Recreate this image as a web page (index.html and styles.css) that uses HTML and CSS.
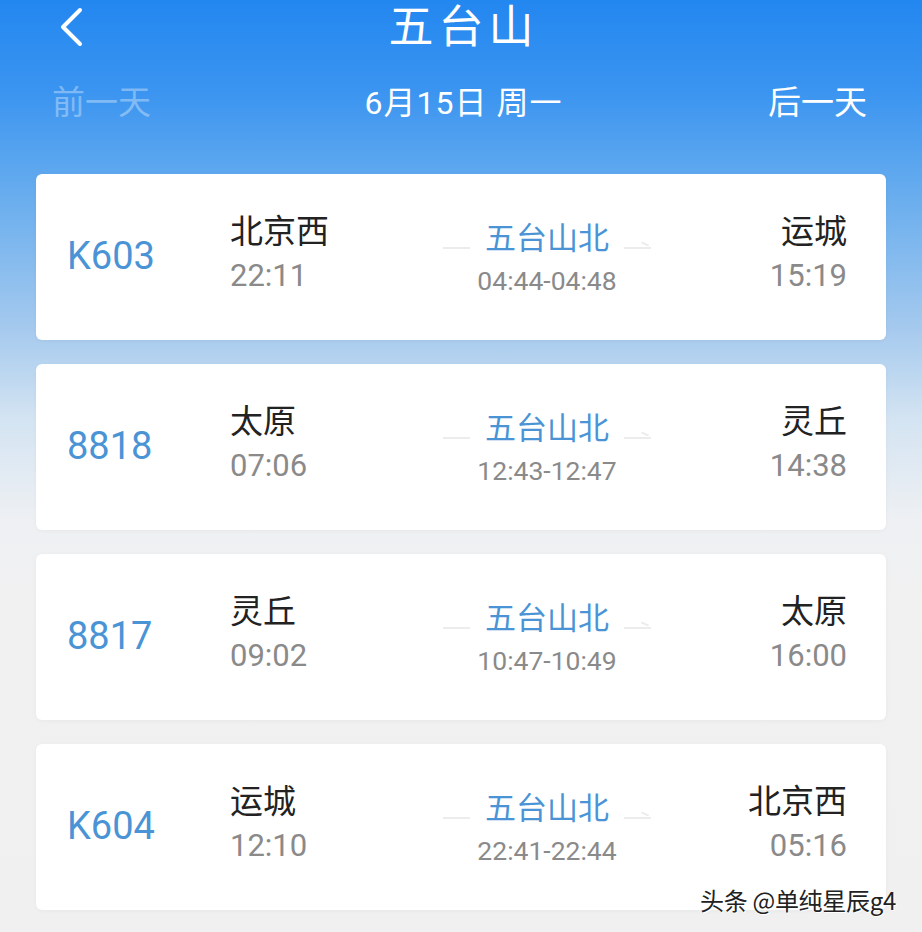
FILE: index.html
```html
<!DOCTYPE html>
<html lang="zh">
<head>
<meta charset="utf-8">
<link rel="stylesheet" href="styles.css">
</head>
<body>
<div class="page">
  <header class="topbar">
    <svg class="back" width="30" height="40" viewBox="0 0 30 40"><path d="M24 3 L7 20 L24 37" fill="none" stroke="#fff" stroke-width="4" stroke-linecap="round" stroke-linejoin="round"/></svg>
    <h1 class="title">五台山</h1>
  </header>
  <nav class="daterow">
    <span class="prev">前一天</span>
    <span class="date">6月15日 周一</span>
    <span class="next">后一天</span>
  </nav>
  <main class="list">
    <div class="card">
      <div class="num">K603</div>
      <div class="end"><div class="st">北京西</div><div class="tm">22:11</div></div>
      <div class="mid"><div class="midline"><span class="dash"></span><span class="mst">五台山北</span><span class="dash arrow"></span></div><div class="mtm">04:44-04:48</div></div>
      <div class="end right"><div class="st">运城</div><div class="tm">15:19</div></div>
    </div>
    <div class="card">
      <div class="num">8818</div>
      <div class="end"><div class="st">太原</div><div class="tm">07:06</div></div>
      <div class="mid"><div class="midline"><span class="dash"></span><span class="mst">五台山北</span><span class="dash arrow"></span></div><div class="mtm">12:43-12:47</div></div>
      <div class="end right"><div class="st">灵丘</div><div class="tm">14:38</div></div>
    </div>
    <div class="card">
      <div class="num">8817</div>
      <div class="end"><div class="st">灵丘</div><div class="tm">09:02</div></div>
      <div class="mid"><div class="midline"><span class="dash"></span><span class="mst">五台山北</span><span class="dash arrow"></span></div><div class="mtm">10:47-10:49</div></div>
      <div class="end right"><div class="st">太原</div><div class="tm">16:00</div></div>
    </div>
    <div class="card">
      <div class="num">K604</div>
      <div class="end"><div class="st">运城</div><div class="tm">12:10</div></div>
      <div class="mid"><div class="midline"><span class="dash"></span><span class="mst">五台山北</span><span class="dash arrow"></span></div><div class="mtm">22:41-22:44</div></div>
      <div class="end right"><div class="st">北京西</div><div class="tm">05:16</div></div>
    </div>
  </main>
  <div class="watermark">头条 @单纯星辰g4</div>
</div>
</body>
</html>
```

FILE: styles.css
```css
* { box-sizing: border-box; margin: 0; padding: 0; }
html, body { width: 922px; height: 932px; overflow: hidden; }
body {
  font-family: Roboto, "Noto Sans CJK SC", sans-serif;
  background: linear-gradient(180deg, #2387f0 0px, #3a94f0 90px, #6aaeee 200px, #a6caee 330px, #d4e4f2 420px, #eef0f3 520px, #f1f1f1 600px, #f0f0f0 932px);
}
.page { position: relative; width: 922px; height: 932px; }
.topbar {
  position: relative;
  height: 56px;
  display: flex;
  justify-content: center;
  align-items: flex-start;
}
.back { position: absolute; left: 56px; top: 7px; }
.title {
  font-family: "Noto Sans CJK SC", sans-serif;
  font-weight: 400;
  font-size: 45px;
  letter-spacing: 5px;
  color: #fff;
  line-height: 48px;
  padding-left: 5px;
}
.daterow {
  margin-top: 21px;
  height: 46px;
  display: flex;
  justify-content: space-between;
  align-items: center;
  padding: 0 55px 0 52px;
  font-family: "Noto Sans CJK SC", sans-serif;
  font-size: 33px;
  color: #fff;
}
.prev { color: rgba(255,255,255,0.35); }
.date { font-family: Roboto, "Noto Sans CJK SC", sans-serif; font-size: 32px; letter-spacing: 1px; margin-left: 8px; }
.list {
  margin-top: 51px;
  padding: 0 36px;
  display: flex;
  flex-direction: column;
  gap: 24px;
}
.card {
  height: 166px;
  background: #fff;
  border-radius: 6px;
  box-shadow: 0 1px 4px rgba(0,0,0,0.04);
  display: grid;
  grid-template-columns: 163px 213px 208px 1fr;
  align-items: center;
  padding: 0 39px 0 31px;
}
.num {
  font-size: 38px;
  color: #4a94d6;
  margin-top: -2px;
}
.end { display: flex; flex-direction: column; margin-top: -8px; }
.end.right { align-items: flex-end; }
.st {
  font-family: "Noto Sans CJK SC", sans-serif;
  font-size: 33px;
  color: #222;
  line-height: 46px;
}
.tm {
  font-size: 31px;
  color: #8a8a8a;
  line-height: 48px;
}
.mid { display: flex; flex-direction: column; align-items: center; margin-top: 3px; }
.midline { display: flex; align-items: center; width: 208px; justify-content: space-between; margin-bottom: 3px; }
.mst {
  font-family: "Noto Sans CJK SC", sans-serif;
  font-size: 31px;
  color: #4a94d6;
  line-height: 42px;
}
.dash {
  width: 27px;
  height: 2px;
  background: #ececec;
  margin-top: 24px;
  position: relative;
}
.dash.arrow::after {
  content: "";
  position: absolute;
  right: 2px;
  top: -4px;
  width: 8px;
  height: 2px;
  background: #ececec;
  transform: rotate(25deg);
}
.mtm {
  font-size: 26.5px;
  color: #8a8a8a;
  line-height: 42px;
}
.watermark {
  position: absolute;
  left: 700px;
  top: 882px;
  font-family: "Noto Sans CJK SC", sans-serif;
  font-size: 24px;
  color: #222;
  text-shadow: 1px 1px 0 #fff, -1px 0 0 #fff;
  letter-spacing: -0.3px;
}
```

* * *

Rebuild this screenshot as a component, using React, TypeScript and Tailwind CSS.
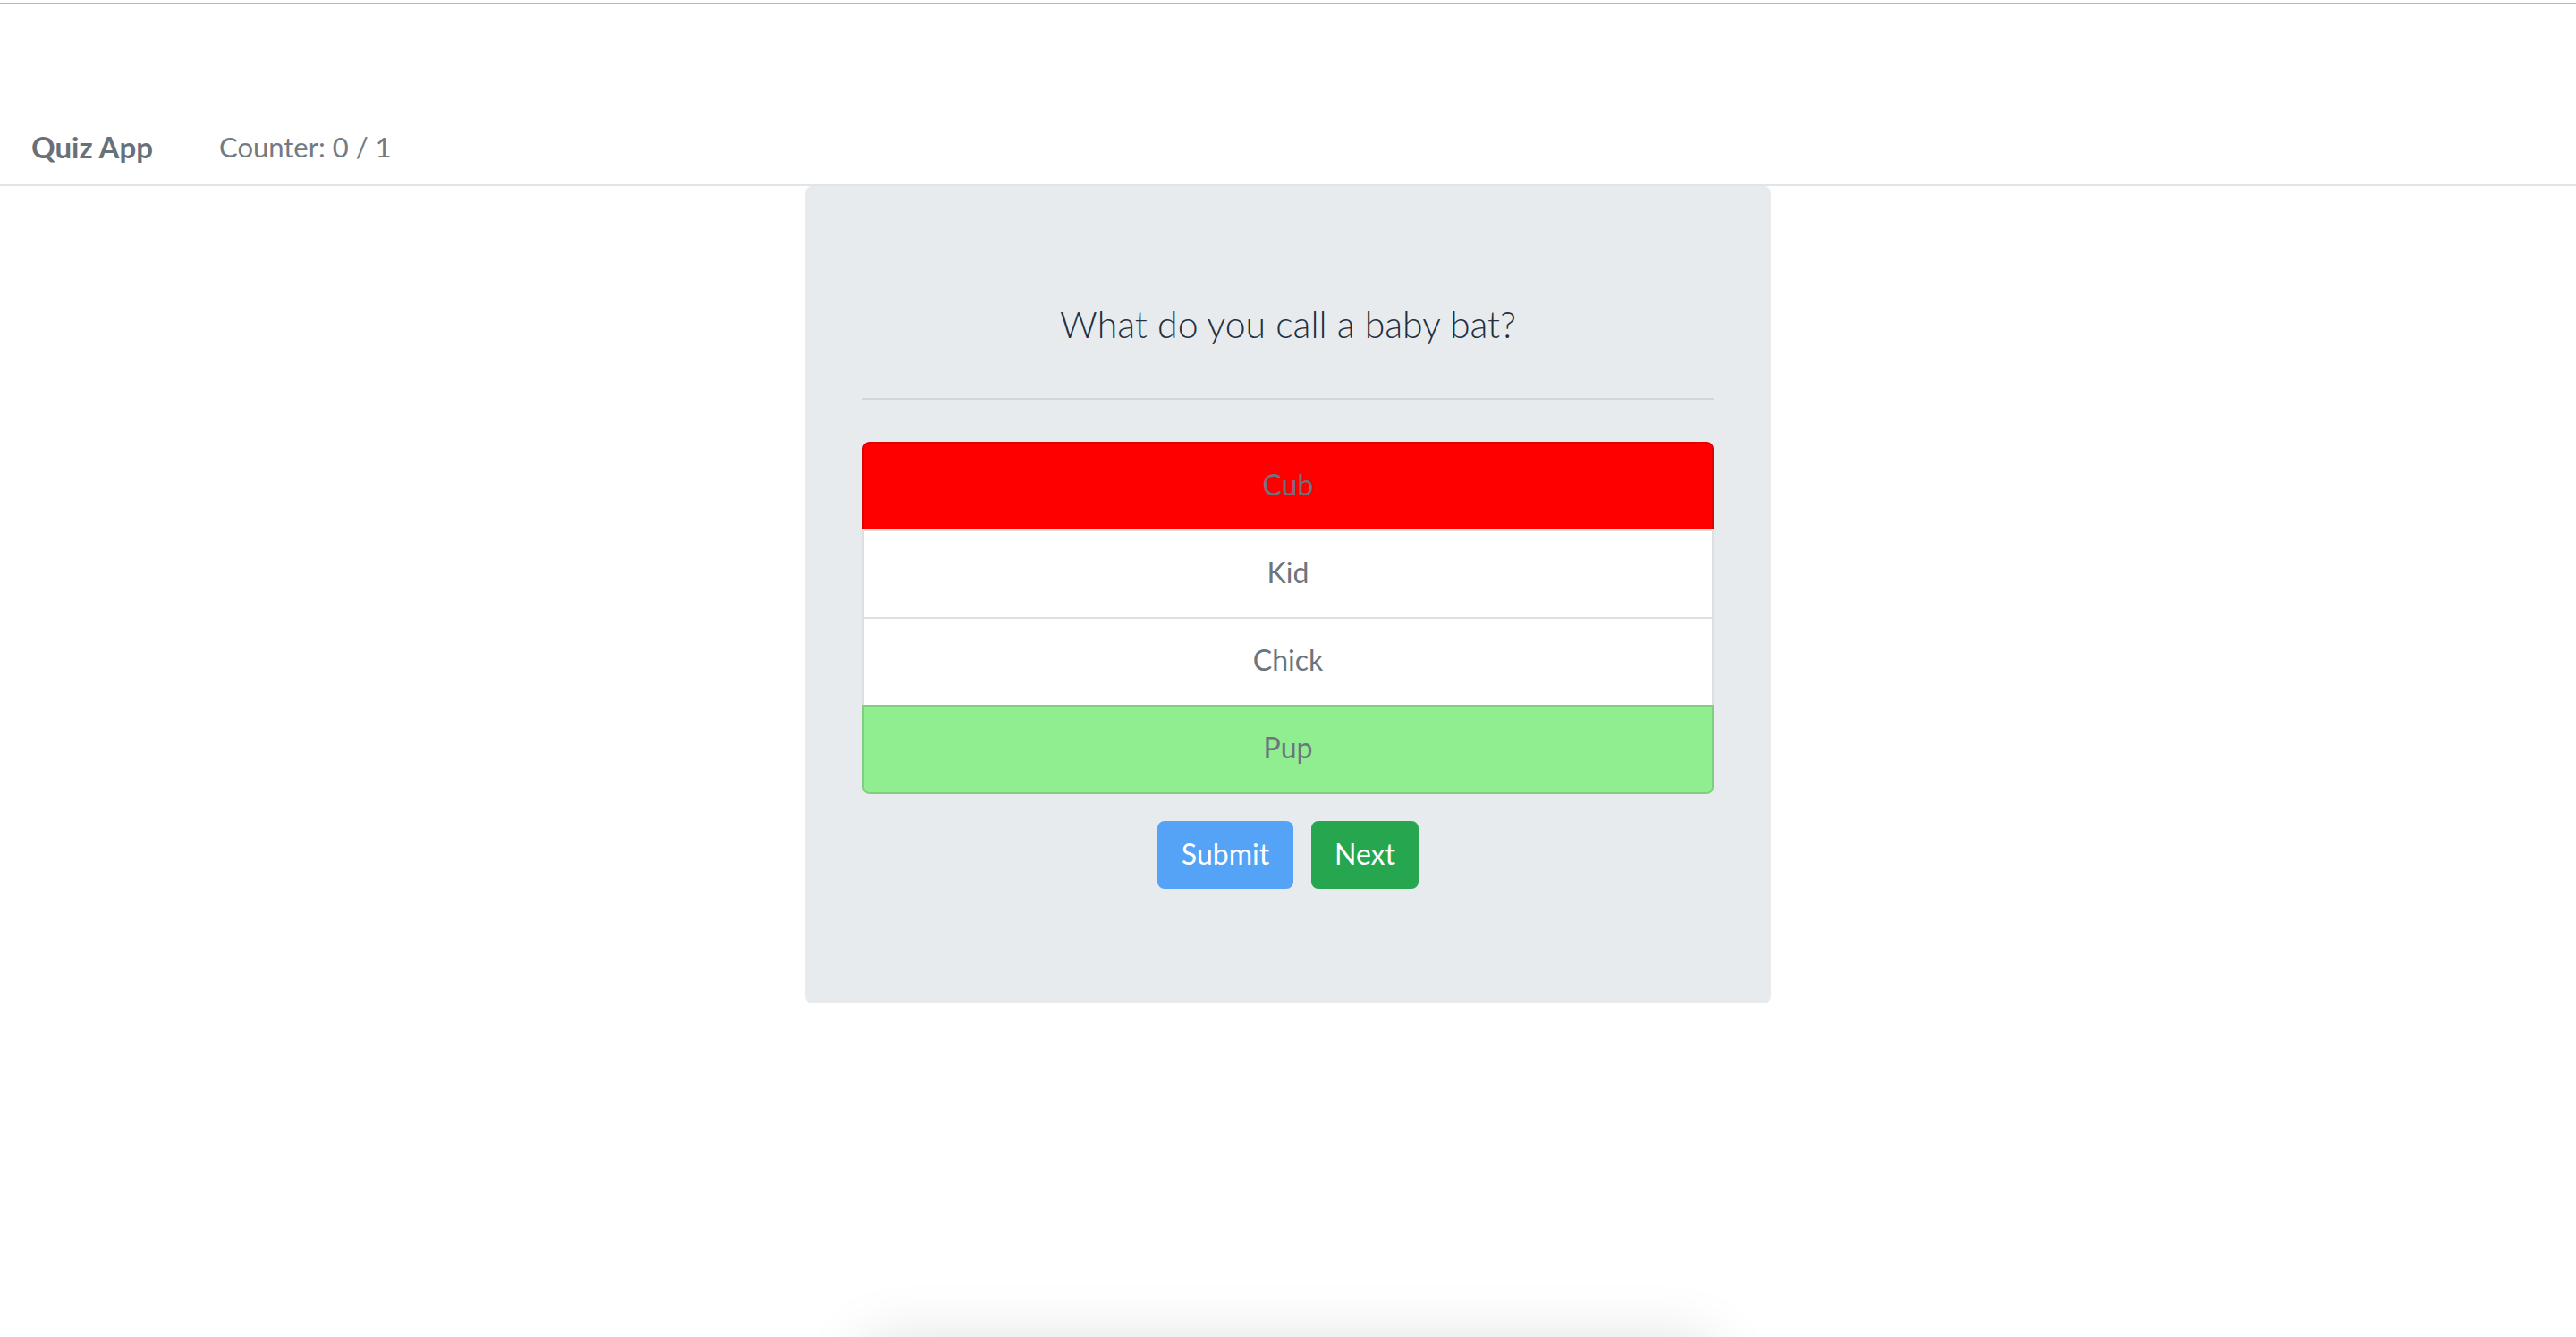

...

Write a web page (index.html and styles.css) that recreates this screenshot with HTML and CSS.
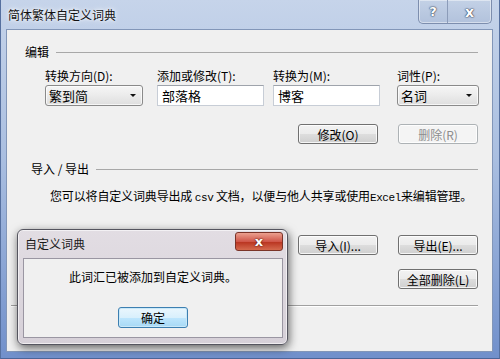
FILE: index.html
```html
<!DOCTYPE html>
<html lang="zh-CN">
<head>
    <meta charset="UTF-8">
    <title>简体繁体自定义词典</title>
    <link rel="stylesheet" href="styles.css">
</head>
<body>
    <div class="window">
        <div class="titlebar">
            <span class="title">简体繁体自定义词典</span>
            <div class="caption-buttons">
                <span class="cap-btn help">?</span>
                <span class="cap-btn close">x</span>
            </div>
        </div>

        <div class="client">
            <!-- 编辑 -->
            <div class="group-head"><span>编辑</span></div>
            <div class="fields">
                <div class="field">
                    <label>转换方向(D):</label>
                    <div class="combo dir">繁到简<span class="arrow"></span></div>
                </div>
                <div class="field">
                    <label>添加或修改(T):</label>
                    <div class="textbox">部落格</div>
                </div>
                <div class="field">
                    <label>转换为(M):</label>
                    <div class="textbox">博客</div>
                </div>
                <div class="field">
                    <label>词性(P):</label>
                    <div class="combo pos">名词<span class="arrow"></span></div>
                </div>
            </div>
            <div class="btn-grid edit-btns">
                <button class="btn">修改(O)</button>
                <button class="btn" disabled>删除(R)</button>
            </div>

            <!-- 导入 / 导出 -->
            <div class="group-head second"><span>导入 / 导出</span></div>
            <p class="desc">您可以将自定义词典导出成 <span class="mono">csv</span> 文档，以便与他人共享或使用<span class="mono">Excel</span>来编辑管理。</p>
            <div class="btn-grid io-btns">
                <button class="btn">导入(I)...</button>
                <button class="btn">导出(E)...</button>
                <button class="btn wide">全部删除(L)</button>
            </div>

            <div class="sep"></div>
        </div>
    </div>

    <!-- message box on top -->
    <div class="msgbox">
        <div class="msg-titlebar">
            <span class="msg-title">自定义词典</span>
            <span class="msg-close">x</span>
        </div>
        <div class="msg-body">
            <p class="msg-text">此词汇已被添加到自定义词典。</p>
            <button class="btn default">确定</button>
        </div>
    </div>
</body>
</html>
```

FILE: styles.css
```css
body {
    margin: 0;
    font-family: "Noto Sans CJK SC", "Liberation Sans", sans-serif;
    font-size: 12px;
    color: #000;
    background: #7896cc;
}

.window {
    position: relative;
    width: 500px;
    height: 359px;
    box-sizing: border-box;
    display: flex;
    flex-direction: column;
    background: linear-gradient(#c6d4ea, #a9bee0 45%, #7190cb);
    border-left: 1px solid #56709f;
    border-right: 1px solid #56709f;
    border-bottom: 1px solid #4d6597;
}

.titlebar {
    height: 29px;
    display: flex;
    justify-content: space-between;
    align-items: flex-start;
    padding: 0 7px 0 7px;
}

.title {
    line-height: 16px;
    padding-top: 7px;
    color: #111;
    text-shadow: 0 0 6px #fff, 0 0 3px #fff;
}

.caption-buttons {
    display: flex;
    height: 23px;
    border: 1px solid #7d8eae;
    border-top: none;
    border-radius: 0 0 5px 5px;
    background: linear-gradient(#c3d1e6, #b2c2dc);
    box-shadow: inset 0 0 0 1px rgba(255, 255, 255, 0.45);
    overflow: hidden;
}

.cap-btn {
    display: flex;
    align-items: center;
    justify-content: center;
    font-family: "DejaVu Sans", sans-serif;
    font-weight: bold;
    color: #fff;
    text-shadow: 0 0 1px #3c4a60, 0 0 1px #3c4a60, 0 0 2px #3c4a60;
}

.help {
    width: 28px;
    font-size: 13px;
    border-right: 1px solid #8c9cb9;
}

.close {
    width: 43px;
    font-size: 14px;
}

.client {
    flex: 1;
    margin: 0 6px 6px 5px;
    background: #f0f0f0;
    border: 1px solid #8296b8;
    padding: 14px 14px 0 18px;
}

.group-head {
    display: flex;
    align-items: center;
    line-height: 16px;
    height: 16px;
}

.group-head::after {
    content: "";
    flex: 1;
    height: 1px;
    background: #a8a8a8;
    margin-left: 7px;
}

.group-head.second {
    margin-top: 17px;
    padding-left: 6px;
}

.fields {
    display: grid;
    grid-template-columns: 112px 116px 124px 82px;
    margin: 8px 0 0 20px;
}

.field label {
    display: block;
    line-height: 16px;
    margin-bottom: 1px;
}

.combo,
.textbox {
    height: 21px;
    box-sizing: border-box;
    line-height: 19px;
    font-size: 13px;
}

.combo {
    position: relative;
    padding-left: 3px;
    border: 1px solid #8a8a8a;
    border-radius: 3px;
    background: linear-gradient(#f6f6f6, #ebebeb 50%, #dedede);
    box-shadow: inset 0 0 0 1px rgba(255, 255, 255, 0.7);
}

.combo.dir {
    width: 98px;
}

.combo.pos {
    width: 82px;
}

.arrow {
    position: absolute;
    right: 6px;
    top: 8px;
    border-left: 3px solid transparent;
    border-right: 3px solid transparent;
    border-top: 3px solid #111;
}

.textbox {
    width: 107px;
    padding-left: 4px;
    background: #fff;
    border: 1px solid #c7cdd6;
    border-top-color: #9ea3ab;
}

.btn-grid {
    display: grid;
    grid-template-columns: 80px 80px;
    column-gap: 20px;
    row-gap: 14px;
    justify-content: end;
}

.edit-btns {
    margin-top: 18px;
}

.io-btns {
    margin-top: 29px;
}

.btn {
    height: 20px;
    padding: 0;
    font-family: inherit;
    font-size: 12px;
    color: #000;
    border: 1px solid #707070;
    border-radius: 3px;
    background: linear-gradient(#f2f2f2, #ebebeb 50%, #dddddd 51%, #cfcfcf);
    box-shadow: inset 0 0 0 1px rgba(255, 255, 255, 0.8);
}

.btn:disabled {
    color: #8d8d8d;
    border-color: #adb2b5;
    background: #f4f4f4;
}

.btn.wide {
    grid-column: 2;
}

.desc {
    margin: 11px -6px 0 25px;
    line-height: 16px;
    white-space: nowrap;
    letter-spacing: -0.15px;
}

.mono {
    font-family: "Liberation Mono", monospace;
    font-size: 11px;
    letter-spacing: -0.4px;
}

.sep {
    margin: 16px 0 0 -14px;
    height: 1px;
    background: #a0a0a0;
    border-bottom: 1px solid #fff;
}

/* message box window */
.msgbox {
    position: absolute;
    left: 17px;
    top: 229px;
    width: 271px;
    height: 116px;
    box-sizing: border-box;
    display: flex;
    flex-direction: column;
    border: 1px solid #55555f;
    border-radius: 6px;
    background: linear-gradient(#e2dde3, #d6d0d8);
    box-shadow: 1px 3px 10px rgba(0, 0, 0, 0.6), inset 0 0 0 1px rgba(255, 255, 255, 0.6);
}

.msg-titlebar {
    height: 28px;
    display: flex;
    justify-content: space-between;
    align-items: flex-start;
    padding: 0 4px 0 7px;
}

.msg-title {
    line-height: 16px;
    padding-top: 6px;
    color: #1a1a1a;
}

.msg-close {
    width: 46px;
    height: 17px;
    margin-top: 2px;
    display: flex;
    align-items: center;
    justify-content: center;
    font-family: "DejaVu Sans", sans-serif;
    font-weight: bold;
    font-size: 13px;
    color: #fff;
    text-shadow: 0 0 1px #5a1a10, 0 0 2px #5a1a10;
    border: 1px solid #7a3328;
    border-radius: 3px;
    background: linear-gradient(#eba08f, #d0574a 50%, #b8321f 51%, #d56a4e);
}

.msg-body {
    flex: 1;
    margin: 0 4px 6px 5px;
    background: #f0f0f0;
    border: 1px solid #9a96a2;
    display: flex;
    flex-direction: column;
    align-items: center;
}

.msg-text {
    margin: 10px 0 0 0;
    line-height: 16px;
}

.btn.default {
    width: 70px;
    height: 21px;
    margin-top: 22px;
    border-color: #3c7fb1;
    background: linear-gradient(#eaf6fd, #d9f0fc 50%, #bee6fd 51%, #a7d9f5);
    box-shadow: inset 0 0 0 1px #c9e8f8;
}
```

* **EXERCISE DESCRIPTION**
Above are several records. Count the lines among them that contain "this" and give only the total.

* **WRITTEN ANSWER**
3